The Infamous 85-Minute Star Wars Cut That Fixed The Franchise, Made By That 70s Show Star

By Henry Hards | Published

Often, when fans say they could have done a better job than someone perceived to have ruined the object of their devotion, it’s just a lot of hot air. Just fans being fans without any real way (or ability) to back up the claims at all.

Unless, of course, that fan is That 70s Show‘s Topher Grace who made major waves when he actually showed off something that few have tried to pull off. He made an 85-minute recut of the Star Wars prequels. You read that correctly.

Topher Grace re-edited George Lucas’ three prequel films – which run a collective 418 minutes – into one coherent feature-length film. And by all accounts, it’s pretty darn good!

Topher Grace
Topher Grace

In addition to slashing the running time (and to make those cuts and still have a coherent storyline), Grace shifted and refocused things a little from the prequels we know and argue over.

Gone are all the pod racing, unnecessary exposition, and obnoxious CGI characters that clutter Star Wars: Episode I – The Phantom Menace. Instead, Grace begins his film with the end of that one: with the final showdown between Obi-Wan, Qui-Gon, and Darth Maul.

It’s hilarious to think that most of The Phantom Menace could effectively be eliminated without causing any real confusion in the overall story. Not a great look for George Lucas and company, but does speak to the problems fans had with the first prequel when it originally hit theaters.

How Topher Grace's Star Wars prequel begins
How Topher Grace’s Star Wars prequel begins

Topher Grace kept much of the action from the Lucas films but eliminated any lightsaber battles unless they were relevant to the actual storylines he emphasizes. Those are largely about the Anakin-Padme relationship and Obi-Wan’s search for the individuals trying to assassinate politicians.

Scenes like the one where Padme brings Anakin home to meet her family that were deleted from Lucas’ films but shed light on characters and relationships are reinstated. In this way, Grace took out actual relevant pieces of the story that could find their way into the original final cut.

Anakin visits Padme at home

Grace provides a smooth transition to the original trilogy by ending his film on the image of the menacing Darth Vader sans that much-maligned “Nooo!”

This is yet another example of less is more in this kind of storytelling, especially where Star Wars is concerned. True fans already understand the depth of the pain here; it didn’t need to be hammered home in such an obvious (and kind of silly) way.

Of course, it’s not without its drawbacks. Cutting over 300 minutes out of a series will leave a few holes and move things at a pace that might be strange for those familiar with the originals.

According to Steve Weintraub at Collider and others who have been allowed to see it, Grace’s film is a thematically tight, action-packed, and enjoyable film.

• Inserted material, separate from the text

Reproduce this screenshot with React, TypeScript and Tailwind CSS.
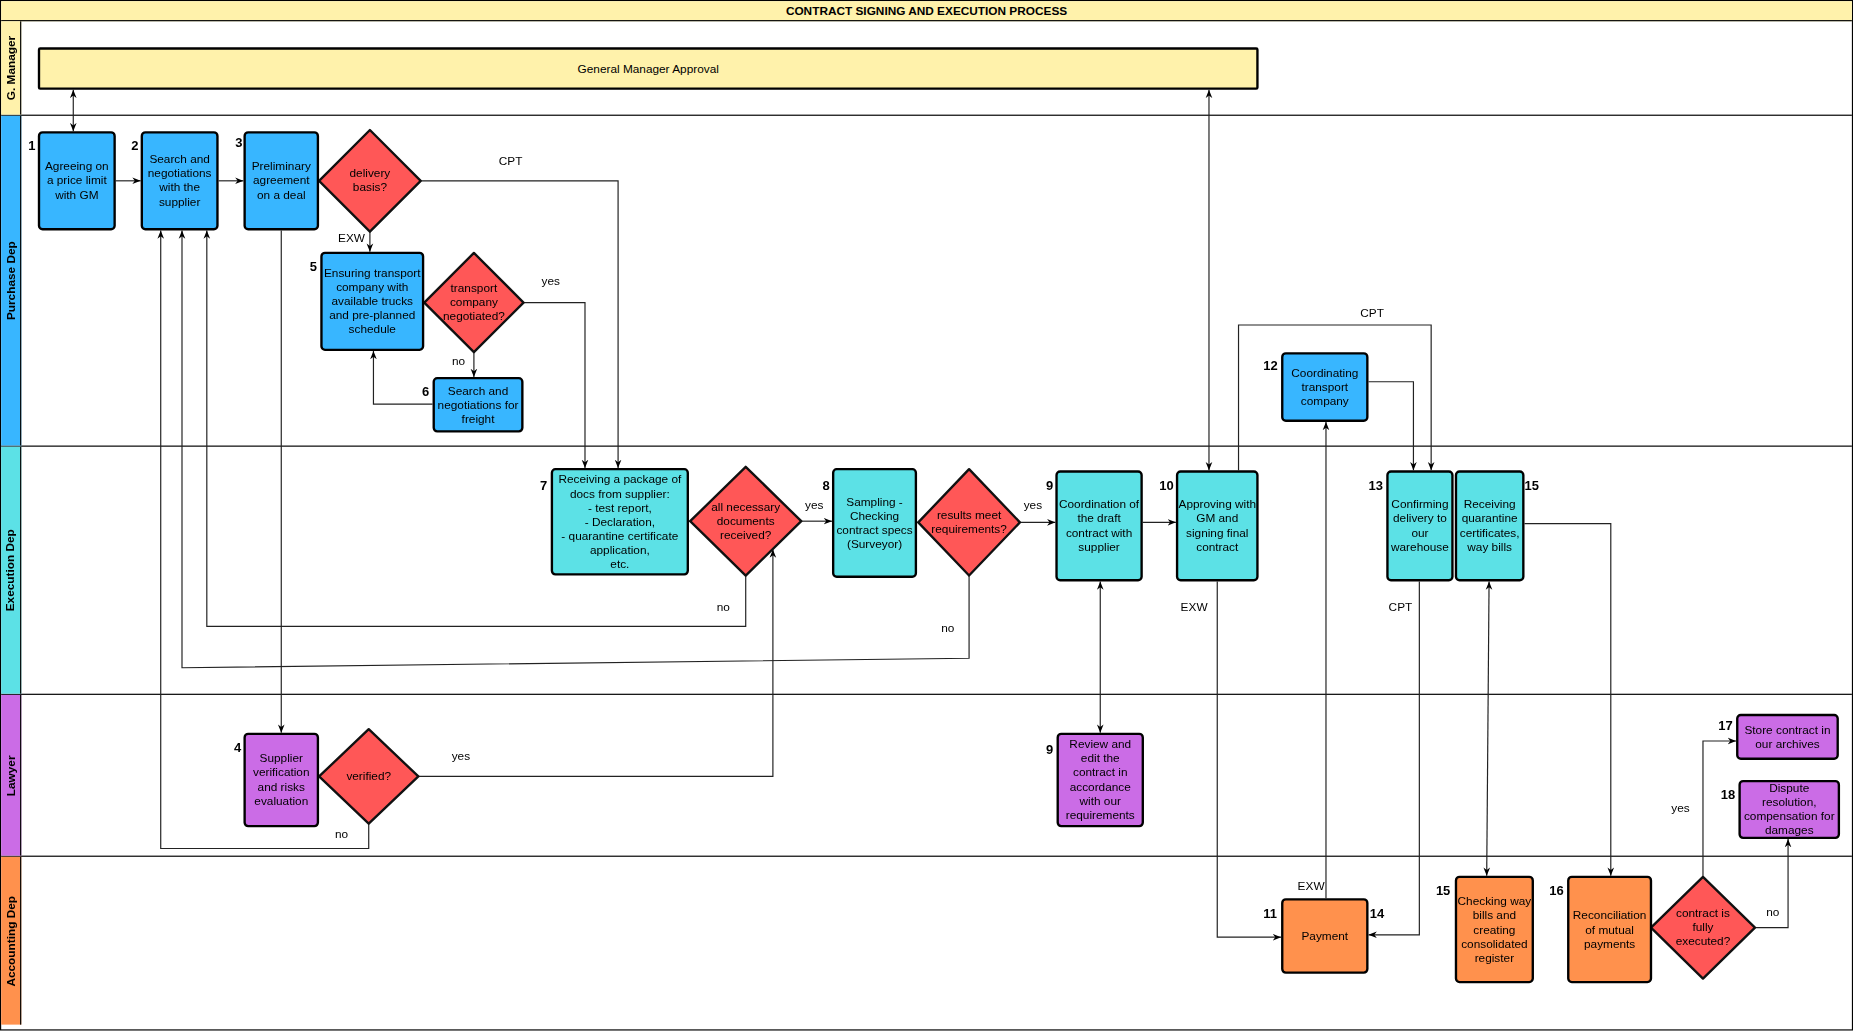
import React from 'react'

type Box = { x: number; y: number; w: number; h: number; text: string; color: string; n?: string; nx?: number; ny?: number }
type Dia = { cx: number; cy: number; rx: number; ry: number; text: string }

const BLUE = 'bg-[#38b6ff]'
const CYAN = 'bg-[#5ce1e6]'
const PURPLE = 'bg-[#cb6ce6]'
const ORANGE = 'bg-[#ff914d]'

const boxes: Box[] = [
  { x: 32, y: 111, w: 66, h: 84, text: 'Agreeing on a price limit with GM', color: BLUE, n: '1', nx: 24, ny: 115 },
  { x: 119, y: 111, w: 66, h: 84, text: 'Search and negotiations with the supplier', color: BLUE, n: '2', nx: 111, ny: 115 },
  { x: 206, y: 111, w: 64, h: 84, text: 'Preliminary agreement on a deal', color: BLUE, n: '3', nx: 199, ny: 112 },
  { x: 271, y: 213, w: 88, h: 84, text: 'Ensuring transport company with available trucks and pre-planned schedule', color: BLUE, n: '5', nx: 262, ny: 217 },
  { x: 366, y: 319, w: 77, h: 47, text: 'Search and negotiations for freight', color: BLUE, n: '6', nx: 357, ny: 323 },
  { x: 466, y: 396, w: 117, h: 91, text: 'Receiving a package of docs from supplier:\n- test report,\n- Declaration,\n- quarantine certificate application,\netc.', color: CYAN, n: '7', nx: 457, ny: 403 },
  { x: 704, y: 396, w: 72, h: 93, text: 'Sampling - Checking contract specs (Surveyor)', color: CYAN, n: '8', nx: 696, ny: 403 },
  { x: 893, y: 398, w: 74, h: 94, text: 'Coordination of the draft contract with supplier', color: CYAN, n: '9', nx: 885, ny: 403 },
  { x: 995, y: 398, w: 70, h: 94, text: 'Approving with GM and signing final contract', color: CYAN, n: '10', nx: 981, ny: 403 },
  { x: 1084, y: 298, w: 74, h: 59, text: 'Coordinating transport company', color: BLUE, n: '12', nx: 1069, ny: 301 },
  { x: 1173, y: 398, w: 57, h: 94, text: 'Confirming delivery to our warehouse', color: CYAN, n: '13', nx: 1158, ny: 403 },
  { x: 1231, y: 398, w: 59, h: 94, text: 'Receiving quarantine certificates, way bills', color: CYAN, n: '15', nx: 1290, ny: 403 },
  { x: 206, y: 620, w: 64, h: 80, text: 'Supplier verification and risks evaluation', color: PURPLE, n: '4', nx: 198, ny: 624 },
  { x: 894, y: 620, w: 74, h: 80, text: 'Review and edit the contract in accordance with our requirements', color: PURPLE, n: '9', nx: 885, ny: 626 },
  { x: 1469, y: 604, w: 87, h: 39, text: 'Store contract in our archives', color: PURPLE, n: '17', nx: 1454, ny: 606 },
  { x: 1471, y: 660, w: 86, h: 50, text: 'Dispute resolution, compensation for damages', color: PURPLE, n: '18', nx: 1456, ny: 664 },
  { x: 1084, y: 760, w: 74, h: 64, text: 'Payment', color: ORANGE, n: '11', nx: 1069, ny: 765 },
  { x: 1231, y: 741, w: 67, h: 91, text: 'Checking way bills and creating consolidated register', color: ORANGE, n: '15', nx: 1215, ny: 745 },
  { x: 1326, y: 741, w: 72, h: 91, text: 'Reconciliation of mutual payments', color: ORANGE, n: '16', nx: 1311, ny: 745 },
]

const diamonds: Dia[] = [
  { cx: 313, cy: 153, rx: 43, ry: 43, text: 'delivery basis?' },
  { cx: 401, cy: 256, rx: 42, ry: 42, text: 'transport company negotiated?' },
  { cx: 631, cy: 441, rx: 47, ry: 46, text: 'all necessary documents received?' },
  { cx: 820, cy: 442, rx: 43, ry: 45, text: 'results meet requirements?' },
  { cx: 312, cy: 657, rx: 42, ry: 40, text: 'verified?' },
  { cx: 1441, cy: 785, rx: 44, ry: 43, text: 'contract is fully executed?' },
]

// [points, arrowAtEnd, arrowAtStart]
const edges: [string, boolean, boolean][] = [
  ['62,76 62,111', true, true],
  ['98,153 119,153', true, false],
  ['185,153 206,153', true, false],
  ['356,153 523,153 523,396', true, false],
  ['313,196 313,213', true, false],
  ['443,256 495,256 495,396', true, false],
  ['401,298 401,319', true, false],
  ['366,342 316,342 316,297', true, false],
  ['238,195 238,620', true, false],
  ['583,441 584,441', false, false],
  ['678,441 704,441', true, false],
  ['631,487 631,530 175,530 175,195', true, false],
  ['776,442 777,442', false, false],
  ['863,442 893,442', true, false],
  ['820,487 820,557 154,565 154,195', true, false],
  ['312,697 312,718 136,718 136,195', true, false],
  ['354,657 654,657 654,465', true, false],
  ['931,492 931,620', true, true],
  ['967,442 995,442', true, false],
  ['1023,398 1023,76', true, true],
  ['1030,492 1030,793 1084,793', true, false],
  ['1048,398 1048,275 1211,275 1211,398', true, false],
  ['1158,323 1196,323 1196,398', true, false],
  ['1122,760 1122,357', true, false],
  ['1201,492 1201,791 1158,791', true, false],
  ['1260,492 1258,741', true, true],
  ['1290,443 1363,443 1363,741', true, false],
  ['1441,742 1441,627 1469,627', true, false],
  ['1485,785 1513,785 1513,710', true, false],
]

const labels: [number, number, string][] = [
  [432, 137, 'CPT'], [296, 202, 'EXW'], [466, 238, 'yes'], [388, 306, 'no'],
  [689, 428, 'yes'], [612, 514, 'no'], [874, 428, 'yes'], [802, 532, 'no'],
  [390, 640, 'yes'], [289, 706, 'no'], [1161, 265, 'CPT'], [1009, 514, 'EXW'],
  [1185, 514, 'CPT'], [1108, 750, 'EXW'], [1422, 684, 'yes'], [1500, 772, 'no'],
]

const lanes = [
  { name: 'G. Manager', h: 81, bg: 'bg-[#fff2ab]' },
  { name: 'Purchase Dep', h: 281, bg: 'bg-[#38b6ff]' },
  { name: 'Execution Dep', h: 211, bg: 'bg-[#5ce1e6]' },
  { name: 'Lawyer', h: 138, bg: 'bg-[#cb6ce6]' },
  { name: 'Accounting Dep', h: 143, bg: 'bg-[#ff914d]' },
]

export default function App() {
  return (
    <div className="w-[1853px] h-[1031px] overflow-hidden bg-white" style={{ fontFamily: '"Liberation Sans", Arial, sans-serif' }}>
      <div className="relative w-[1568px] h-[872px] origin-top-left scale-[1.1818] text-black">
        {/* Lanes */}
        <div className="flex flex-col w-full h-full border border-black">
          <div className="h-[17px] shrink-0 bg-[#fff2ab] border-b border-black flex items-center justify-center text-[10px] font-bold">
            CONTRACT SIGNING AND EXECUTION PROCESS
          </div>
          {lanes.map((l, i) => (
            <div key={l.name} className={`flex shrink-0 ${i < lanes.length - 1 ? 'border-b border-black' : ''}`} style={{ height: l.h - 1 }}>
              <div className={`w-[17px] shrink-0 border-r border-black ${l.bg} flex items-center justify-center`}>
                <span className="-rotate-90 whitespace-nowrap text-[10px] font-bold">{l.name}</span>
              </div>
              <div className="flex-1" />
            </div>
          ))}
        </div>

        {/* GM approval bar */}
        <div className="absolute left-[32px] top-[40px] w-[1033px] h-[36px] bg-[#fff2ab] border-2 border-black rounded-[2px] flex items-center justify-center text-[10px]">
          General Manager Approval
        </div>

        {/* Edges and diamonds */}
        <svg className="absolute inset-0" width={1568} height={872}>
          <defs>
            <marker id="ah" viewBox="0 0 10 10" refX="10" refY="5" markerWidth="7" markerHeight="7" orient="auto-start-reverse">
              <path d="M0,1 L10,5 L0,9 L3,5 Z" fill="#000" />
            </marker>
          </defs>
          {edges.map(([p, e, s], i) => (
            <polyline key={i} points={p} fill="none" stroke="#222" strokeWidth={1}
              markerEnd={e ? 'url(#ah)' : undefined} markerStart={s ? 'url(#ah)' : undefined} />
          ))}
          {diamonds.map((d, i) => (
            <polygon key={i}
              points={`${d.cx},${d.cy - d.ry} ${d.cx + d.rx},${d.cy} ${d.cx},${d.cy + d.ry} ${d.cx - d.rx},${d.cy}`}
              fill="#ff5757" stroke="#111" strokeWidth={2} strokeLinejoin="round" />
          ))}
        </svg>

        {diamonds.map((d, i) => (
          <div key={i} className="absolute flex items-center justify-center text-center text-[10px] leading-[12px]"
            style={{ left: d.cx - d.rx * 0.75, top: d.cy - d.ry * 0.7, width: d.rx * 1.5, height: d.ry * 1.4 }}>
            {d.text}
          </div>
        ))}

        {boxes.map((b, i) => (
          <React.Fragment key={i}>
            <div className={`absolute ${b.color} border-2 border-black rounded-[4px] flex items-center justify-center text-center text-[10px] leading-[12px] whitespace-pre-line overflow-hidden`}
              style={{ left: b.x, top: b.y, width: b.w, height: b.h }}>
              {b.text}
            </div>
            {b.n && (
              <div className="absolute text-[11px] font-bold" style={{ left: b.nx, top: b.ny }}>{b.n}</div>
            )}
          </React.Fragment>
        ))}

        {labels.map(([x, y, t], i) => (
          <div key={i} className="absolute text-[10px] leading-[12px]" style={{ left: x - 10, top: y - 6, width: 20, textAlign: 'center' }}>{t}</div>
        ))}
        <div className="absolute text-[11px] font-bold" style={{ left: 1159, top: 765 }}>14</div>
      </div>
    </div>
  )
}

Topher Grace’s cut, first completed in 2012, went on to inspire others to take up the Star Wars editing mantle in the years that followed. Topher Grace even helped produce and splice a 5-minute cut of the entire franchise, trailer-style that brings in elements from nearly every Star Wars production having to do with the original timeline and characters.

His 5-minute cut rather beautifully encapsulates the central ethos of the franchise while also shifting things into place from movies like Solo, Rogue One, and, of course, the other timeline movies as well.

Topher Grace’s 5-minute Star Wars cut

Unfortunately, Topher Grace’s 85-minute Star Wars cut won’t be coming to a big or small screen near you soon (or ever). Disney would never allow it.

Topher Grace doesn’t plan to hold more public screenings or distribute the film, even though thousands of fans of Star Wars films would probably jump at the opportunity to see the prequels without Jar Jar Binks. He’s probably too afraid of being sued by Disney.